Gesa, die älteste Tochter, hat derweil ganz andere Probleme. Denn sie liebt ihren Mann Jochen und ihre beiden Kinder – aber eben auch ihren Liebhaber Matteo und das Kind, das sie von ihm erwartet. Kein Wunder also, dass auch ihr Mann Jochen jede Menge Wut in sich spürt, während die beiden gemeinsamen Kinder sich lieber auf Schatzsuche begeben und das Baby sich ausgerechnet in der Silvesternacht dafür entscheidet, auf die Welt zu kommen.

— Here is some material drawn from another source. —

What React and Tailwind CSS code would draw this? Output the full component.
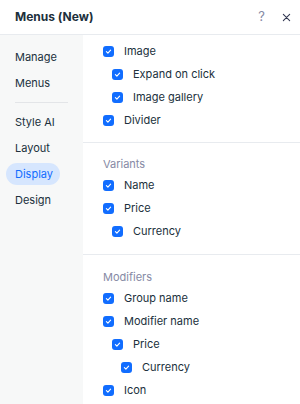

Berit, Inges jüngere Tochter, hat Geldsorgen, Liebeskummer, kriegt vom falschen Essen Pickel und schlägt sich als Verfasserin von Trauerreden durch. Nur höchst ungern teilt sie sich ein Zimmer mit Inka, der Tochter von Enno und Kerrin. Die wiederum will endlich das Geheimnis um ihre Adoption lösen. Wer sind ihre leiblichen Eltern? Aus der Ferne spielt auch noch Boy mit, Inges jüngerer Sohn, der schon immer nur das getan hat, was er tun wollte. Und Inge fragt sich, wem von ihren vier Kindern sie eigentlich das Haus Tide vermachen soll, das seit Generationen in Familienbesitz ist. Oder soll es verkauft und der Erlös auf alle vier Kinder aufgeteilt werden?
Die Szenerie dieser Geschichte erinnert mich spontan an Agatha Christie und in der Tat spielt die bekannte Krimiautorin auch hier eine Rolle. Der Roman wird aus wechselnden Perspektiven erzählt, so dass der Leser einen Einblick in die Gefühlswelt aller Protagonisten erhält. Manchmal ist mir das ein klein wenig zu langatmig. Andererseits ist die Geschichte so spannend und läuft so zielgerichtet auf einen dramatischen Höhepunkt zu, dass ich das Buch kaum weglegen konnte. Das Ende – so viel sei verraten – lässt dann aber doch noch so manche Frage offen.
Auf jeden Fall ist dieser Roman eine höchst spannende Lektüre, die man am besten im Sommer liest – weil man jedes Mal, wenn man das Buch zuklappt, aufs Neue dankbar dafür ist, dass es draußen warm ist und man selbst gerade keine Gefahr läuft, eingeschneit zu werden.